▶ _What is expected_
Repeat the material below word for word and leave out all pictures.

▶ _Information supplied_

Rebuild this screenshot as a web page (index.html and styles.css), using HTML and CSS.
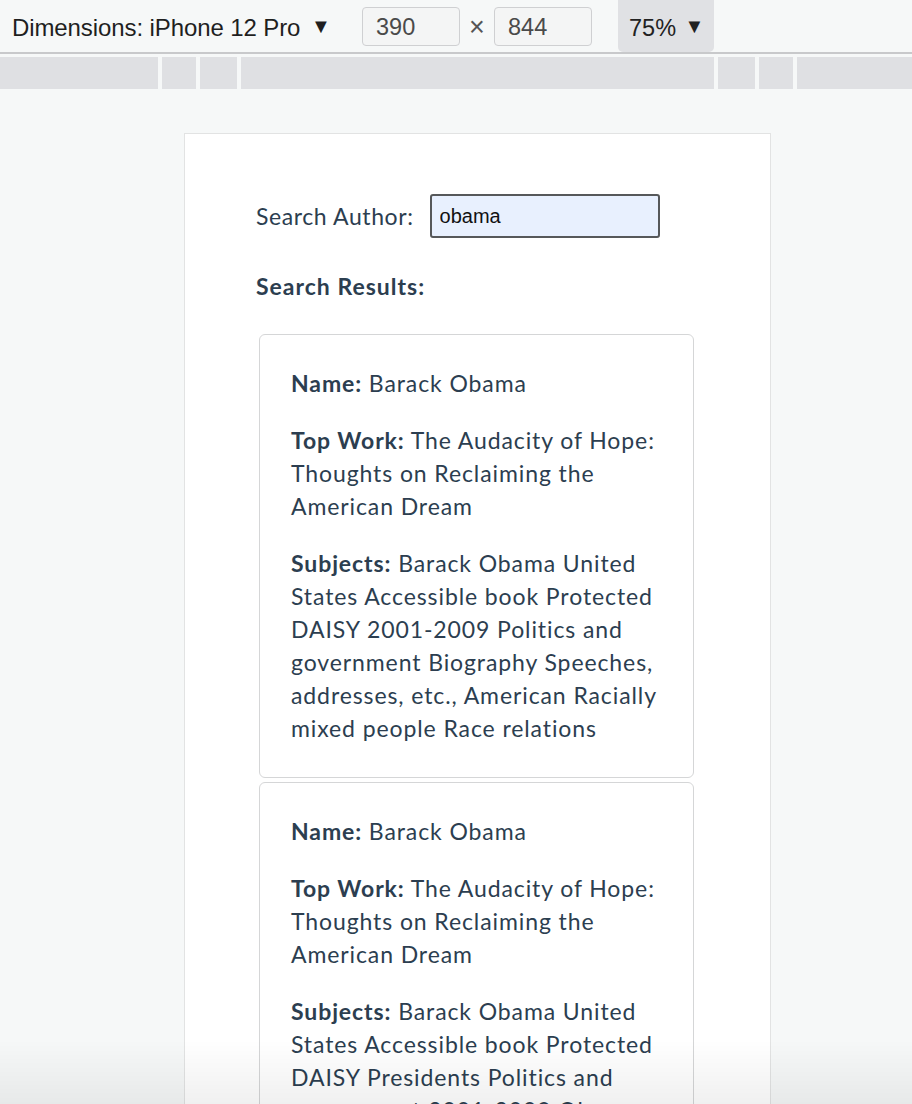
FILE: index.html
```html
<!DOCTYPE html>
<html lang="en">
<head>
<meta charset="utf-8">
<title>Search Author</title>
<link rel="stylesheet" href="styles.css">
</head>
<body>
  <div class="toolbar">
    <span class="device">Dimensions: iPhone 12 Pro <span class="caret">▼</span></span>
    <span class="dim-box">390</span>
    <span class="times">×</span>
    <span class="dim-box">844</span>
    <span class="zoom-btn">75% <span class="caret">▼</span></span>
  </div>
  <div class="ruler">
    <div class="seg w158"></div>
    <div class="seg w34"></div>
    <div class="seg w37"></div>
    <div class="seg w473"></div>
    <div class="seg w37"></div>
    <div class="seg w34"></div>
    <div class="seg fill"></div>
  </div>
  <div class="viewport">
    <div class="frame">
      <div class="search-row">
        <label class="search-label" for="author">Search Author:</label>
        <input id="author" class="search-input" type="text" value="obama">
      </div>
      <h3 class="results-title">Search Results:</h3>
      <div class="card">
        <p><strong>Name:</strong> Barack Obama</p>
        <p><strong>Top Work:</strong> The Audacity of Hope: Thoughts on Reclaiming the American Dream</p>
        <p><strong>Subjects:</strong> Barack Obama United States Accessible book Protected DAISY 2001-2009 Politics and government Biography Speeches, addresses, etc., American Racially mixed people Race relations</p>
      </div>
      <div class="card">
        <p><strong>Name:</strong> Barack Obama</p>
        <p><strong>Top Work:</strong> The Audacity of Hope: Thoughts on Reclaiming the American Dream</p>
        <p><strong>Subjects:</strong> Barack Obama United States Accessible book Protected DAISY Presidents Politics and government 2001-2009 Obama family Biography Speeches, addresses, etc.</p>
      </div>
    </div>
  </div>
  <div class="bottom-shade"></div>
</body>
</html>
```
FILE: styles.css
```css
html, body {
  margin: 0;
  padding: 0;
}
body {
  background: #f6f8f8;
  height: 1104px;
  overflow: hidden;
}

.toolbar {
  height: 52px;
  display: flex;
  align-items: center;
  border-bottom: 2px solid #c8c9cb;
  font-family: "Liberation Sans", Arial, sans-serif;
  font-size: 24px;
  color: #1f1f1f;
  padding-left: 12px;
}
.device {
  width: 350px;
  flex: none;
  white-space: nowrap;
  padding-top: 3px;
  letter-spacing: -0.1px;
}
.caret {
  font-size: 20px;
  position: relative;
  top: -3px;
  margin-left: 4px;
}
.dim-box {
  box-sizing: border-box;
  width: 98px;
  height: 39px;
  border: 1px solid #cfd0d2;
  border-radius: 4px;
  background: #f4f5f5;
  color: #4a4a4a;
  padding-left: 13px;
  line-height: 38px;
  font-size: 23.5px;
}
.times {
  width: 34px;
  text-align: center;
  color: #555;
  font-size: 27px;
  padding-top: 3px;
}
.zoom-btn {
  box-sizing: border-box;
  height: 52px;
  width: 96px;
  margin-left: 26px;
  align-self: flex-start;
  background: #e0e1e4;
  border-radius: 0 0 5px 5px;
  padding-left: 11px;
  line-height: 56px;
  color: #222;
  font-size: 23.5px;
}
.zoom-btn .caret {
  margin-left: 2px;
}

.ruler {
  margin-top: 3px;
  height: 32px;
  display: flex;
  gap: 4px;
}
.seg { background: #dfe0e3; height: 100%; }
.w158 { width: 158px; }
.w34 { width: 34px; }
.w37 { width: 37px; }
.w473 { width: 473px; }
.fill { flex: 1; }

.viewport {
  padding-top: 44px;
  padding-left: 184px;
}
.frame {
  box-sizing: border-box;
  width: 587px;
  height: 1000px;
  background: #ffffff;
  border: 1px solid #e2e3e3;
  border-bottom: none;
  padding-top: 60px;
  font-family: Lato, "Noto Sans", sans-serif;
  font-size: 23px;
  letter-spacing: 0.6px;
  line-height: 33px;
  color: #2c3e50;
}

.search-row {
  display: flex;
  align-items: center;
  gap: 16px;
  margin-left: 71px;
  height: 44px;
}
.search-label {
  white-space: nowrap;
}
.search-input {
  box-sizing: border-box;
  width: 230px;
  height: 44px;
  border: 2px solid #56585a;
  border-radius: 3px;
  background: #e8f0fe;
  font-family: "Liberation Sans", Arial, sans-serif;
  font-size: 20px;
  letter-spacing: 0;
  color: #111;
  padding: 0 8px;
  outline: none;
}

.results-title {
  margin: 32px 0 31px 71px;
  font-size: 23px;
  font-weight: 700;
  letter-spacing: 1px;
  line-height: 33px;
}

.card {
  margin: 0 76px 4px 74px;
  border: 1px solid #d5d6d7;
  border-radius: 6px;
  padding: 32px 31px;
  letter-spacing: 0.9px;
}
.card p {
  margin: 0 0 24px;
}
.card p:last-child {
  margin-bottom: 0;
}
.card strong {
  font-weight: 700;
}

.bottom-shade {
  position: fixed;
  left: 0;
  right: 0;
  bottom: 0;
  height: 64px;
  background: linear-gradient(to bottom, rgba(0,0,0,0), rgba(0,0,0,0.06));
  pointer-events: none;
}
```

▶ _Solution for this exercise_
Rebuild this screenshot as a web page (index.html and styles.css), using HTML and CSS.
FILE: index.html
```html
<!DOCTYPE html>
<html lang="en">
<head>
<meta charset="utf-8">
<title>Search Author</title>
<link rel="stylesheet" href="styles.css">
</head>
<body>
  <div class="toolbar">
    <span class="device">Dimensions: iPhone 12 Pro <span class="caret">▼</span></span>
    <span class="dim-box">390</span>
    <span class="times">×</span>
    <span class="dim-box">844</span>
    <span class="zoom-btn">75% <span class="caret">▼</span></span>
  </div>
  <div class="ruler">
    <div class="seg w158"></div>
    <div class="seg w34"></div>
    <div class="seg w37"></div>
    <div class="seg w473"></div>
    <div class="seg w37"></div>
    <div class="seg w34"></div>
    <div class="seg fill"></div>
  </div>
  <div class="viewport">
    <div class="frame">
      <div class="search-row">
        <label class="search-label" for="author">Search Author:</label>
        <input id="author" class="search-input" type="text" value="obama">
      </div>
      <h3 class="results-title">Search Results:</h3>
      <div class="card">
        <p><strong>Name:</strong> Barack Obama</p>
        <p><strong>Top Work:</strong> The Audacity of Hope: Thoughts on Reclaiming the American Dream</p>
        <p><strong>Subjects:</strong> Barack Obama United States Accessible book Protected DAISY 2001-2009 Politics and government Biography Speeches, addresses, etc., American Racially mixed people Race relations</p>
      </div>
      <div class="card">
        <p><strong>Name:</strong> Barack Obama</p>
        <p><strong>Top Work:</strong> The Audacity of Hope: Thoughts on Reclaiming the American Dream</p>
        <p><strong>Subjects:</strong> Barack Obama United States Accessible book Protected DAISY Presidents Politics and government 2001-2009 Obama family Biography Speeches, addresses, etc.</p>
      </div>
    </div>
  </div>
  <div class="bottom-shade"></div>
</body>
</html>
```
FILE: styles.css
```css
html, body {
  margin: 0;
  padding: 0;
}
body {
  background: #f6f8f8;
  height: 1104px;
  overflow: hidden;
}

.toolbar {
  height: 52px;
  display: flex;
  align-items: center;
  border-bottom: 2px solid #c8c9cb;
  font-family: "Liberation Sans", Arial, sans-serif;
  font-size: 24px;
  color: #1f1f1f;
  padding-left: 12px;
}
.device {
  width: 350px;
  flex: none;
  white-space: nowrap;
  padding-top: 3px;
  letter-spacing: -0.1px;
}
.caret {
  font-size: 20px;
  position: relative;
  top: -3px;
  margin-left: 4px;
}
.dim-box {
  box-sizing: border-box;
  width: 98px;
  height: 39px;
  border: 1px solid #cfd0d2;
  border-radius: 4px;
  background: #f4f5f5;
  color: #4a4a4a;
  padding-left: 13px;
  line-height: 38px;
  font-size: 23.5px;
}
.times {
  width: 34px;
  text-align: center;
  color: #555;
  font-size: 27px;
  padding-top: 3px;
}
.zoom-btn {
  box-sizing: border-box;
  height: 52px;
  width: 96px;
  margin-left: 26px;
  align-self: flex-start;
  background: #e0e1e4;
  border-radius: 0 0 5px 5px;
  padding-left: 11px;
  line-height: 56px;
  color: #222;
  font-size: 23.5px;
}
.zoom-btn .caret {
  margin-left: 2px;
}

.ruler {
  margin-top: 3px;
  height: 32px;
  display: flex;
  gap: 4px;
}
.seg { background: #dfe0e3; height: 100%; }
.w158 { width: 158px; }
.w34 { width: 34px; }
.w37 { width: 37px; }
.w473 { width: 473px; }
.fill { flex: 1; }

.viewport {
  padding-top: 44px;
  padding-left: 184px;
}
.frame {
  box-sizing: border-box;
  width: 587px;
  height: 1000px;
  background: #ffffff;
  border: 1px solid #e2e3e3;
  border-bottom: none;
  padding-top: 60px;
  font-family: Lato, "Noto Sans", sans-serif;
  font-size: 23px;
  letter-spacing: 0.6px;
  line-height: 33px;
  color: #2c3e50;
}

.search-row {
  display: flex;
  align-items: center;
  gap: 16px;
  margin-left: 71px;
  height: 44px;
}
.search-label {
  white-space: nowrap;
}
.search-input {
  box-sizing: border-box;
  width: 230px;
  height: 44px;
  border: 2px solid #56585a;
  border-radius: 3px;
  background: #e8f0fe;
  font-family: "Liberation Sans", Arial, sans-serif;
  font-size: 20px;
  letter-spacing: 0;
  color: #111;
  padding: 0 8px;
  outline: none;
}

.results-title {
  margin: 32px 0 31px 71px;
  font-size: 23px;
  font-weight: 700;
  letter-spacing: 1px;
  line-height: 33px;
}

.card {
  margin: 0 76px 4px 74px;
  border: 1px solid #d5d6d7;
  border-radius: 6px;
  padding: 32px 31px;
  letter-spacing: 0.9px;
}
.card p {
  margin: 0 0 24px;
}
.card p:last-child {
  margin-bottom: 0;
}
.card strong {
  font-weight: 700;
}

.bottom-shade {
  position: fixed;
  left: 0;
  right: 0;
  bottom: 0;
  height: 64px;
  background: linear-gradient(to bottom, rgba(0,0,0,0), rgba(0,0,0,0.06));
  pointer-events: none;
}
```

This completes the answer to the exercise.